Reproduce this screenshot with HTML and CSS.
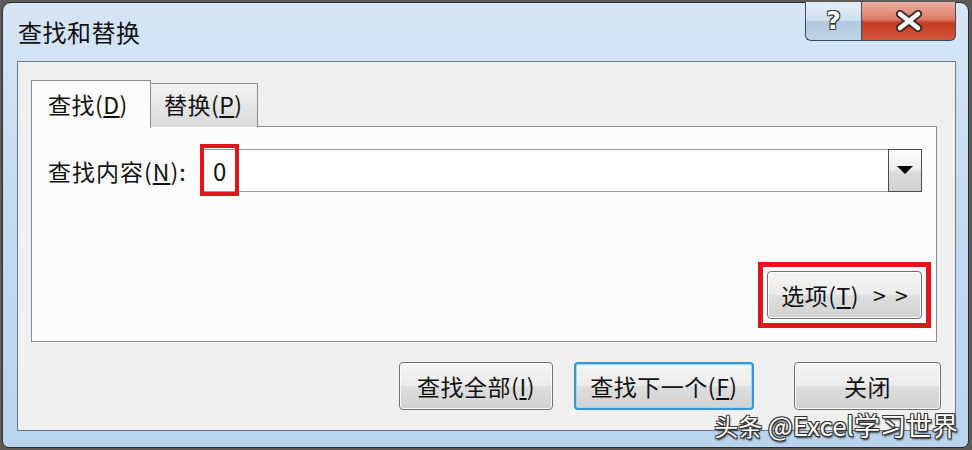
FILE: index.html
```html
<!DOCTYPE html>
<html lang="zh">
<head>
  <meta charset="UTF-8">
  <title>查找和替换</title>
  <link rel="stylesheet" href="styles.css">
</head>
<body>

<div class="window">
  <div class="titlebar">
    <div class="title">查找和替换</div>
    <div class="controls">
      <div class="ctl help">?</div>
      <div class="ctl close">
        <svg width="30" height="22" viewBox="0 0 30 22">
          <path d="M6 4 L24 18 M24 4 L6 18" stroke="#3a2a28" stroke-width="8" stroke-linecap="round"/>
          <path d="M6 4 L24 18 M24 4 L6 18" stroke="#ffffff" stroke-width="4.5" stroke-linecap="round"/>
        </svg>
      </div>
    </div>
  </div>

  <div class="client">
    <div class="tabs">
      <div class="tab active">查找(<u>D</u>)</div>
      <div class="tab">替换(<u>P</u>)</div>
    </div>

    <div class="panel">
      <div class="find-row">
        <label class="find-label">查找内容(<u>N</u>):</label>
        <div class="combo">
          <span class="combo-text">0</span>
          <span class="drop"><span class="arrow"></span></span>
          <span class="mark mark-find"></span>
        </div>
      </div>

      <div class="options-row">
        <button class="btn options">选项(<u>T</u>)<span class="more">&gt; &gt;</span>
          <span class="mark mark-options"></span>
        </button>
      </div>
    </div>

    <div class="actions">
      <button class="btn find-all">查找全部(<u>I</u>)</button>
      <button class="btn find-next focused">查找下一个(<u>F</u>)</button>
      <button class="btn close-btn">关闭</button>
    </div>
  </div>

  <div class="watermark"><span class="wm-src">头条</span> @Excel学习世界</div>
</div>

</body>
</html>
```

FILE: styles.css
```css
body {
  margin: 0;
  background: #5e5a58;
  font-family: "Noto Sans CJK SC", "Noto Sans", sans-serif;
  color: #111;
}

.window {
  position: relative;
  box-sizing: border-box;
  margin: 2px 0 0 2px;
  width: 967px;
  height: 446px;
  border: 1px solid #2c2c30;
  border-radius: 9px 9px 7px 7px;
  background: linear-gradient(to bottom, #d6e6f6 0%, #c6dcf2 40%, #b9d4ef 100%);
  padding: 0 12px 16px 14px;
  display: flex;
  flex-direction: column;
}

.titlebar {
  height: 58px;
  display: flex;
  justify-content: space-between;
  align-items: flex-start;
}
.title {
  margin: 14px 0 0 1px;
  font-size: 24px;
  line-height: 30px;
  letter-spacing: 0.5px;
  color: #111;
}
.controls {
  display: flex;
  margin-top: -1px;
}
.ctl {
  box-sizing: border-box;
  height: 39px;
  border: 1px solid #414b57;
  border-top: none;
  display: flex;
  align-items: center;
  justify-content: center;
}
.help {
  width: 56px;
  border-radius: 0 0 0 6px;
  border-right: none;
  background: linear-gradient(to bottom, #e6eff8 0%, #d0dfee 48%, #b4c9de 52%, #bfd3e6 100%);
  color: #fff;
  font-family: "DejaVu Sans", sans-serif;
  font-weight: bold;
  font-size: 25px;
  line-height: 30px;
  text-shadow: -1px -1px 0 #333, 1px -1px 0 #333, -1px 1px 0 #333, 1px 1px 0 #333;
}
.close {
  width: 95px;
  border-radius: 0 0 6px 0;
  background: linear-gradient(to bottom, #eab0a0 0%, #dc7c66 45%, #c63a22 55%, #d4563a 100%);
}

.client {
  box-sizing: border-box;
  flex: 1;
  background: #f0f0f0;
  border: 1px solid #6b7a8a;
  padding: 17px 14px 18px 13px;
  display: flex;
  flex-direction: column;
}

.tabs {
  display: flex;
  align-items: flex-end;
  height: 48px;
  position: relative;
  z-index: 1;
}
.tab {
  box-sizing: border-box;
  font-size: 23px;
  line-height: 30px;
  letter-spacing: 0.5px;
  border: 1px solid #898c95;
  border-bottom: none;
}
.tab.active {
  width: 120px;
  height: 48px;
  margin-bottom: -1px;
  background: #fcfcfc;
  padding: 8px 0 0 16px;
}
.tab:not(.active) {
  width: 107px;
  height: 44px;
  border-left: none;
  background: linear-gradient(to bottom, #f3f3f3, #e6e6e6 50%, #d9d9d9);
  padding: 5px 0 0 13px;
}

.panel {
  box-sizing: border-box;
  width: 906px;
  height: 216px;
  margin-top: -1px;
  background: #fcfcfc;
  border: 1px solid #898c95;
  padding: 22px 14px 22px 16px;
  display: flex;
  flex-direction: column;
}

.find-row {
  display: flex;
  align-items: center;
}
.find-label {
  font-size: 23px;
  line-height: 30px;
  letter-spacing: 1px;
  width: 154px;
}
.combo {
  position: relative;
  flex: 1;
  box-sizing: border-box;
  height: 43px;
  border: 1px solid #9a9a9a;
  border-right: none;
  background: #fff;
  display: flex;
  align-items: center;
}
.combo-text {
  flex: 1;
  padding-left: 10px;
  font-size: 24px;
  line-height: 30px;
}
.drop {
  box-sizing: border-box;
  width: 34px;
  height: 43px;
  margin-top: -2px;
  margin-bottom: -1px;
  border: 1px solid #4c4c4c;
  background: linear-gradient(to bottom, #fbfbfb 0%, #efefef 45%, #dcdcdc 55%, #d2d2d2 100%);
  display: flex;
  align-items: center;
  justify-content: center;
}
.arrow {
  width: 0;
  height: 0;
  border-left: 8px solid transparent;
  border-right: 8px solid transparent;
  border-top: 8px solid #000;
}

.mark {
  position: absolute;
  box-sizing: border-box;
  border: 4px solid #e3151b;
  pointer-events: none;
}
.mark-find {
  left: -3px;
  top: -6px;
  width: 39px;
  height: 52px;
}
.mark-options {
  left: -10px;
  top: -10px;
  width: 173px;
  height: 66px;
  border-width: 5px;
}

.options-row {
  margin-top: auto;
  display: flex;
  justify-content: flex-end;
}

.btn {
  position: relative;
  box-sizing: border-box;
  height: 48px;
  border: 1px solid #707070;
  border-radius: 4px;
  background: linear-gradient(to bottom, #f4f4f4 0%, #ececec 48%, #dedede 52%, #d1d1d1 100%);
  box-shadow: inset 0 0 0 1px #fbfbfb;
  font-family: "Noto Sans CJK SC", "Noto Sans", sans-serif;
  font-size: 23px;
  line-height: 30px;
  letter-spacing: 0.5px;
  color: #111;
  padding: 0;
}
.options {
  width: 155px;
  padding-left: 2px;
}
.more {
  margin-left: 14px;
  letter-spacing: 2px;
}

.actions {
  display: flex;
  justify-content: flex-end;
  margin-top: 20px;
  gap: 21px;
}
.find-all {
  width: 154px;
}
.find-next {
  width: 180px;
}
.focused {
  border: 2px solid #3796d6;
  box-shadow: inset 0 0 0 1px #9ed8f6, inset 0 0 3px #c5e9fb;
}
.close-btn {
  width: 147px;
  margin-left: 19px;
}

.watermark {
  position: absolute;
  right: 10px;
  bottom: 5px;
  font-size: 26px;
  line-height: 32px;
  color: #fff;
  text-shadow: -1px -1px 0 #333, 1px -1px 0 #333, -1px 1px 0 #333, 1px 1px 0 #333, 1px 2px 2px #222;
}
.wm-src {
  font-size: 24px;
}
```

## REQUIRED WORK
From the listing, extract all text exactly as given and drop any picture.

## TASK OUTPUT
Reproduce this screenshot with HTML and CSS.
FILE: index.html
```html
<!DOCTYPE html>
<html lang="zh">
<head>
  <meta charset="UTF-8">
  <title>查找和替换</title>
  <link rel="stylesheet" href="styles.css">
</head>
<body>

<div class="window">
  <div class="titlebar">
    <div class="title">查找和替换</div>
    <div class="controls">
      <div class="ctl help">?</div>
      <div class="ctl close">
        <svg width="30" height="22" viewBox="0 0 30 22">
          <path d="M6 4 L24 18 M24 4 L6 18" stroke="#3a2a28" stroke-width="8" stroke-linecap="round"/>
          <path d="M6 4 L24 18 M24 4 L6 18" stroke="#ffffff" stroke-width="4.5" stroke-linecap="round"/>
        </svg>
      </div>
    </div>
  </div>

  <div class="client">
    <div class="tabs">
      <div class="tab active">查找(<u>D</u>)</div>
      <div class="tab">替换(<u>P</u>)</div>
    </div>

    <div class="panel">
      <div class="find-row">
        <label class="find-label">查找内容(<u>N</u>):</label>
        <div class="combo">
          <span class="combo-text">0</span>
          <span class="drop"><span class="arrow"></span></span>
          <span class="mark mark-find"></span>
        </div>
      </div>

      <div class="options-row">
        <button class="btn options">选项(<u>T</u>)<span class="more">&gt; &gt;</span>
          <span class="mark mark-options"></span>
        </button>
      </div>
    </div>

    <div class="actions">
      <button class="btn find-all">查找全部(<u>I</u>)</button>
      <button class="btn find-next focused">查找下一个(<u>F</u>)</button>
      <button class="btn close-btn">关闭</button>
    </div>
  </div>

  <div class="watermark"><span class="wm-src">头条</span> @Excel学习世界</div>
</div>

</body>
</html>
```

FILE: styles.css
```css
body {
  margin: 0;
  background: #5e5a58;
  font-family: "Noto Sans CJK SC", "Noto Sans", sans-serif;
  color: #111;
}

.window {
  position: relative;
  box-sizing: border-box;
  margin: 2px 0 0 2px;
  width: 967px;
  height: 446px;
  border: 1px solid #2c2c30;
  border-radius: 9px 9px 7px 7px;
  background: linear-gradient(to bottom, #d6e6f6 0%, #c6dcf2 40%, #b9d4ef 100%);
  padding: 0 12px 16px 14px;
  display: flex;
  flex-direction: column;
}

.titlebar {
  height: 58px;
  display: flex;
  justify-content: space-between;
  align-items: flex-start;
}
.title {
  margin: 14px 0 0 1px;
  font-size: 24px;
  line-height: 30px;
  letter-spacing: 0.5px;
  color: #111;
}
.controls {
  display: flex;
  margin-top: -1px;
}
.ctl {
  box-sizing: border-box;
  height: 39px;
  border: 1px solid #414b57;
  border-top: none;
  display: flex;
  align-items: center;
  justify-content: center;
}
.help {
  width: 56px;
  border-radius: 0 0 0 6px;
  border-right: none;
  background: linear-gradient(to bottom, #e6eff8 0%, #d0dfee 48%, #b4c9de 52%, #bfd3e6 100%);
  color: #fff;
  font-family: "DejaVu Sans", sans-serif;
  font-weight: bold;
  font-size: 25px;
  line-height: 30px;
  text-shadow: -1px -1px 0 #333, 1px -1px 0 #333, -1px 1px 0 #333, 1px 1px 0 #333;
}
.close {
  width: 95px;
  border-radius: 0 0 6px 0;
  background: linear-gradient(to bottom, #eab0a0 0%, #dc7c66 45%, #c63a22 55%, #d4563a 100%);
}

.client {
  box-sizing: border-box;
  flex: 1;
  background: #f0f0f0;
  border: 1px solid #6b7a8a;
  padding: 17px 14px 18px 13px;
  display: flex;
  flex-direction: column;
}

.tabs {
  display: flex;
  align-items: flex-end;
  height: 48px;
  position: relative;
  z-index: 1;
}
.tab {
  box-sizing: border-box;
  font-size: 23px;
  line-height: 30px;
  letter-spacing: 0.5px;
  border: 1px solid #898c95;
  border-bottom: none;
}
.tab.active {
  width: 120px;
  height: 48px;
  margin-bottom: -1px;
  background: #fcfcfc;
  padding: 8px 0 0 16px;
}
.tab:not(.active) {
  width: 107px;
  height: 44px;
  border-left: none;
  background: linear-gradient(to bottom, #f3f3f3, #e6e6e6 50%, #d9d9d9);
  padding: 5px 0 0 13px;
}

.panel {
  box-sizing: border-box;
  width: 906px;
  height: 216px;
  margin-top: -1px;
  background: #fcfcfc;
  border: 1px solid #898c95;
  padding: 22px 14px 22px 16px;
  display: flex;
  flex-direction: column;
}

.find-row {
  display: flex;
  align-items: center;
}
.find-label {
  font-size: 23px;
  line-height: 30px;
  letter-spacing: 1px;
  width: 154px;
}
.combo {
  position: relative;
  flex: 1;
  box-sizing: border-box;
  height: 43px;
  border: 1px solid #9a9a9a;
  border-right: none;
  background: #fff;
  display: flex;
  align-items: center;
}
.combo-text {
  flex: 1;
  padding-left: 10px;
  font-size: 24px;
  line-height: 30px;
}
.drop {
  box-sizing: border-box;
  width: 34px;
  height: 43px;
  margin-top: -2px;
  margin-bottom: -1px;
  border: 1px solid #4c4c4c;
  background: linear-gradient(to bottom, #fbfbfb 0%, #efefef 45%, #dcdcdc 55%, #d2d2d2 100%);
  display: flex;
  align-items: center;
  justify-content: center;
}
.arrow {
  width: 0;
  height: 0;
  border-left: 8px solid transparent;
  border-right: 8px solid transparent;
  border-top: 8px solid #000;
}

.mark {
  position: absolute;
  box-sizing: border-box;
  border: 4px solid #e3151b;
  pointer-events: none;
}
.mark-find {
  left: -3px;
  top: -6px;
  width: 39px;
  height: 52px;
}
.mark-options {
  left: -10px;
  top: -10px;
  width: 173px;
  height: 66px;
  border-width: 5px;
}

.options-row {
  margin-top: auto;
  display: flex;
  justify-content: flex-end;
}

.btn {
  position: relative;
  box-sizing: border-box;
  height: 48px;
  border: 1px solid #707070;
  border-radius: 4px;
  background: linear-gradient(to bottom, #f4f4f4 0%, #ececec 48%, #dedede 52%, #d1d1d1 100%);
  box-shadow: inset 0 0 0 1px #fbfbfb;
  font-family: "Noto Sans CJK SC", "Noto Sans", sans-serif;
  font-size: 23px;
  line-height: 30px;
  letter-spacing: 0.5px;
  color: #111;
  padding: 0;
}
.options {
  width: 155px;
  padding-left: 2px;
}
.more {
  margin-left: 14px;
  letter-spacing: 2px;
}

.actions {
  display: flex;
  justify-content: flex-end;
  margin-top: 20px;
  gap: 21px;
}
.find-all {
  width: 154px;
}
.find-next {
  width: 180px;
}
.focused {
  border: 2px solid #3796d6;
  box-shadow: inset 0 0 0 1px #9ed8f6, inset 0 0 3px #c5e9fb;
}
.close-btn {
  width: 147px;
  margin-left: 19px;
}

.watermark {
  position: absolute;
  right: 10px;
  bottom: 5px;
  font-size: 26px;
  line-height: 32px;
  color: #fff;
  text-shadow: -1px -1px 0 #333, 1px -1px 0 #333, -1px 1px 0 #333, 1px 1px 0 #333, 1px 2px 2px #222;
}
.wm-src {
  font-size: 24px;
}
```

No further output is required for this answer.